Mentre il segretario di +Europa, Riccardo Magi, attacca: «Se davvero Meloni sta pensando a nuove proroghe delle concessioni balneari e a gare riservate solo per le poche spiagge libere rimaste ancora in Italia sarebbe un vero e proprio oltraggio al pudore».
Il decreto sarà comunque approvato nel primo Consiglio dei ministri di settembre. La bozza non è bastata a placare gli animi, nonostante alcuni accorgimenti per non scontentare del tutto le organizzazioni del settore.

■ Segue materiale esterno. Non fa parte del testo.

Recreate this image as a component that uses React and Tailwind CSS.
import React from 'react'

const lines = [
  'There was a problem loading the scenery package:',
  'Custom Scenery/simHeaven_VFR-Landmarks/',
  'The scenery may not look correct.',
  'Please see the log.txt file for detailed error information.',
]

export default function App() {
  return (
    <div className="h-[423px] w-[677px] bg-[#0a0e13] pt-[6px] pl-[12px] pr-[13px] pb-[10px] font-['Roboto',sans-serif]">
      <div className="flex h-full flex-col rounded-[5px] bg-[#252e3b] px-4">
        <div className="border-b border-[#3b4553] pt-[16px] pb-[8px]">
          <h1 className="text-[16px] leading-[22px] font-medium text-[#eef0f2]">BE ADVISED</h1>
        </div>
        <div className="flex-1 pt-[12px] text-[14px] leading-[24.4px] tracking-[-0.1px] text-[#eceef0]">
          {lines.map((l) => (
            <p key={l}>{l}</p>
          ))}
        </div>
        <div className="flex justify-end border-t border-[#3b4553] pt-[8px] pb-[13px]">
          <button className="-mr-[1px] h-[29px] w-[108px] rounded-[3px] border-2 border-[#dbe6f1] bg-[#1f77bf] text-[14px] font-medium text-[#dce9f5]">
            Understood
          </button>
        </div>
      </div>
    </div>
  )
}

I diretti interessati non ne vogliono sapere e non rinunciano a parlare di «promesse tradite», come è stato messo nero su bianco sulla rivista Mondo balneare, la bibbia del comparto. Fratelli d’Italia è il primo bersaglio del malcontento, ma a seguire ci sono Lega e Forza Italia, che sulle concessioni avevano garantito una battaglia campale. Adesso bisognerà accontentarsi del minimo sindacale, i balneari proveranno a strappare il massimo possibile dopo la débâcle.
Vecchie conoscenze
Quello dei balneari non è comunque l’unico fronte aperto in Europa. Da Bruxelles, in vista dell’autunno, ripartirà la richiesta di approvare la riforma del Mes, una vecchia conoscenza del governo Meloni.
Dopo la bocciatura che ha inasprito i rapporti con l’Ue, si punta a un ravvedimento. Weber ha recapitato il messaggio, trovando la solita freddezza della premier italiana rispetto al Meccanismo salva-stati. La destra sta appena mandando giù il boccone sulle concessioni balneari, non vuole spingersi oltre per non essere accusata di tradimento su tutta la linea.
La questione, al momento, verrà tenuta lontana dai confronti nella maggioranza, a differenza dell’analisi del Piano strutturale di bilancio. Il ministro dell’Economia, Giancarlo Giorgetti, indicherà i capisaldi del documento, dopo aver già smentito i tagli agli assegni per i figli.
Un concetto ripreso durante un filmato social pubblicato Meloni: «Il governo non abolirà l’assegno unico nella prossima legge di bilancio. Diffidate dalle fantasiose ricostruzioni su una manovra ancora da scrivere», ha scritto la premier.
L’obiettivo è di portare la versione definitiva del Piano al successivo Cdm per mandarlo in parlamento entro il 10 settembre, data che segna la riapertura reale di Camera e Senato.
Dal Mef trapela un’intenzione: rispettare i patti con i presidenti delle commissioni Bilancio di Montecitorio e Palazzo Madama, che hanno chiesto la possibilità di esaminare il testo con il tempo necessario. Perché di mezzo c’è la strategia economica del governo per i prossimi anni.